Beth: So, as we’re coming to the end of 2022, where do you think British film and TV is at in terms of its representative storytelling and its inclusivity? What do you hope improves in the future?

Ṣọpẹ: There was a series at the end of last year called ‘You Don’t Know Me’. Sam Adewunmi was the lead in it and Bukky Bakray was in it as well. Basically, it was about the stages of representation. You could have just had non-white people in the series, that’s a version of visibility. But when the lead character was at home with his mum and his sister, they spoke in Yoruba, in the way that a lot of families do. A lot of global majority families will speak their native language at home and then speak English outside. That was a different version of going through the veil of a character or into a culture. I think that is ‘true representation’.

It’s about having the nuance of lots of different experiences. Seeing the fullness and uniqueness of marginalised groups… that is the chef’s kiss of representation. I think that we’re beginning to see more of that, which is really exciting.

It’s nice to know that we’re going in that direction. From not seeing ourselves on TV at all to seeing ourselves, but not seeing our stories, to seeing more stories embedded in the fabric of the culture of the entire country. It’s beautiful.

Beth: I think there’s always been an issue, specifically in Britain, that when we want to represent a culture or community, we tend to go for the easy route of focusing on the trauma of that group, rather than their full experience. It’s interesting to think about what that is subconsciously saying, don’t you think?

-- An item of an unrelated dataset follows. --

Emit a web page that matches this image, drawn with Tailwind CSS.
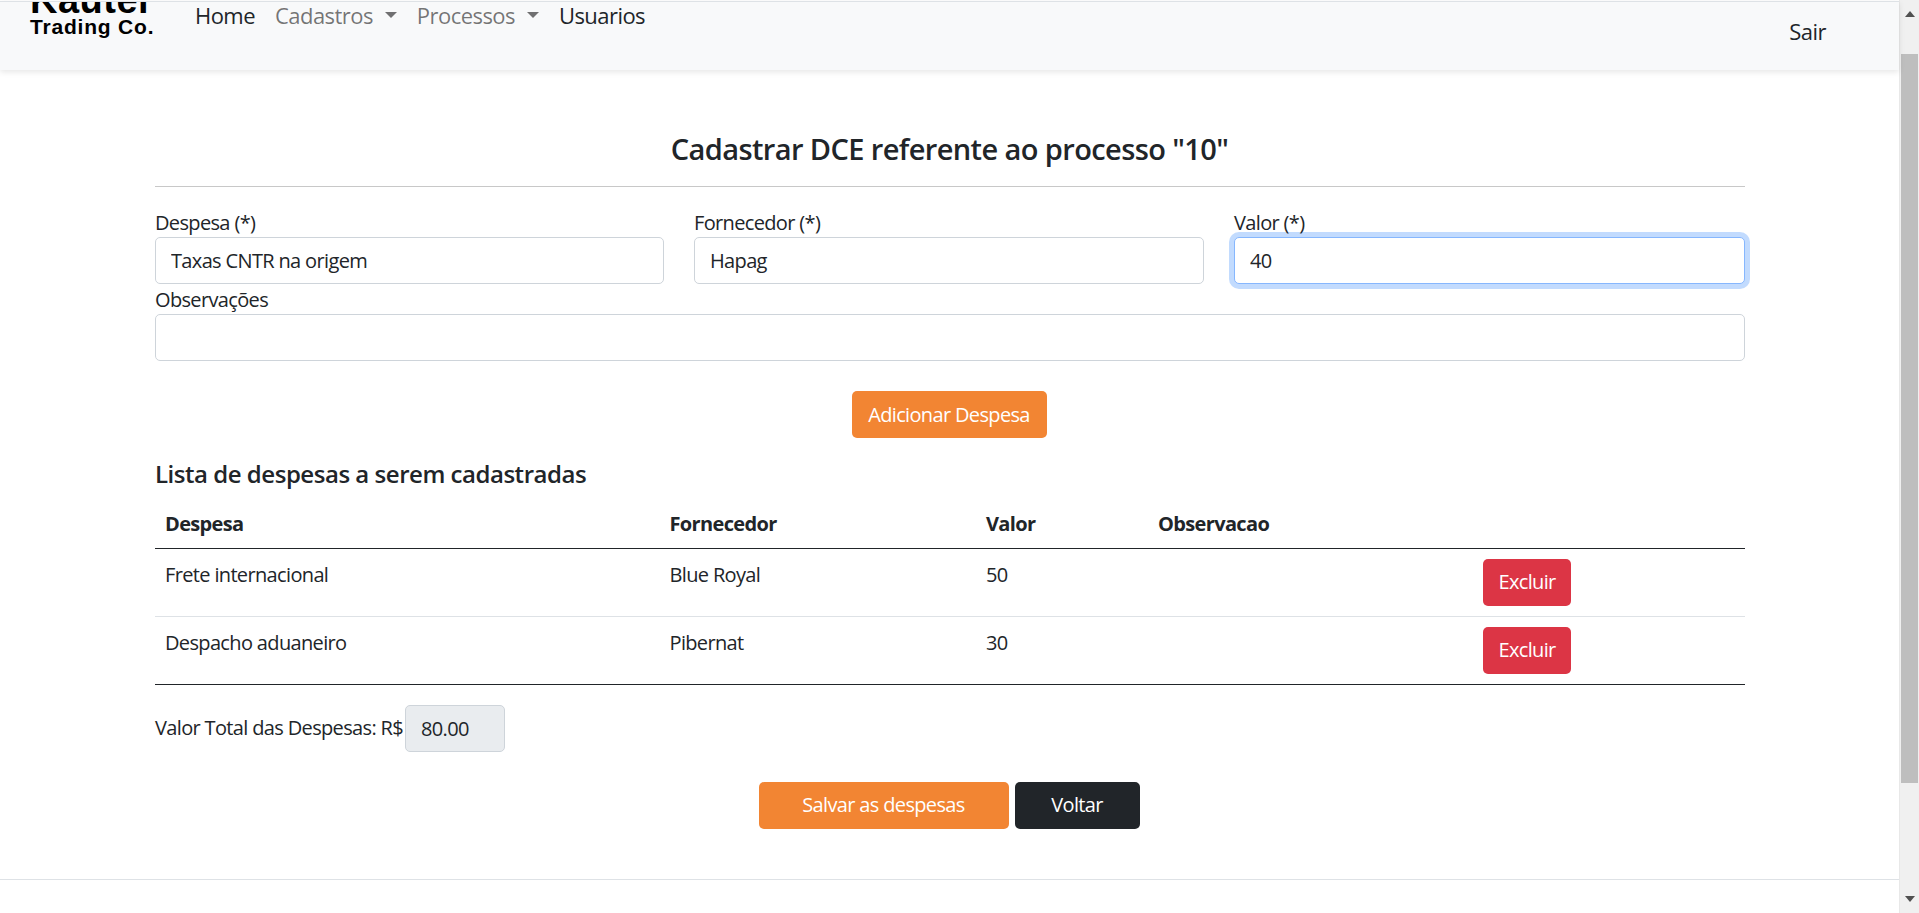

Ṣọpẹ: Yes and I think it’s that subconscious decision making that’s actually worse; because you’re revealing what you yourself don’t know that you think about those people. Whereas, if it’s conscious, you could say it’s what’s happening in the news, that we’re just trying to be relevant, and then you can be accused of being sort of callous or simple. But if you go, “Oh, we didn’t realise, we’re just trying to be inclusive,” you’re just showing that you think very little of people who don’t look like you. 

Beth: And it’s who’s behind the camera, right? And the people who are telling the stories? It’s in that space that you have these unconscious biases revealed that they might not even be aware of themselves but they’re expressed, and then they’re distributed to the masses?

Ṣọpẹ: Yeah it’s also about who the powers that be choose to create these shows and films.

Beth: Do you think you’ll ever move behind the camera? Is that something you’d ever want to do? 

Ṣọpẹ: That wouldn’t be the reason I move behind the camera but I would if there’s a story I want to tell that nobody else is thinking about. That would be the only reason. I don’t feel currently oppressed by being a black person in the industry. And I’m also surrounded by creatives and writers and directors and makers who I know have really excellent perspectives.

I know that the future of the industry is in really good hands. It’s not something that I feel like I’ve got to go on a personal crusade to change. 

Beth: Now, I need to ask – because I’ve been seeing your tweets – you really love the new ‘Pinocchio’, don’t you?

Ṣọpẹ: Pinocchio’s wicked! It’s one of the only one of this new spate of remakes that I wish I had when I was growing up. The original version of Pinocchio was alright. Don’t get me wrong, Pinocchio and Jiminy Cricket and Gepetto were great. But this one is so ‘charming’. I can’t fault it. And I kind of don’t want to hear anyone say anything bad about it. 

But really it’s the discussion about what it means to be real, in this film, that’s really beautiful. Pinocchio, back then, sort of takes on the Caucasian complexion. He looks a bit like a real boy all the way through the film and then at the end he just loses the animation of the joints. But he looks exactly the same. But this version? It’s so—-I’m not going to spoil it, just go watch it, yeah.

Beth: What else has inspired you this year?

Ṣọpẹ: Entergalactic created by Kid Cudi.

Beth: And, finally, cliche as it is, what are you going to take with you into 2023 that you’ve learnt from this year?

Ṣọpẹ: I’ve made the unfortunate habit of floating through life, so I think it would be: if you can do it now, do it now. Don’t let yourself have regrets. But mostly, remember to take a minute to breathe.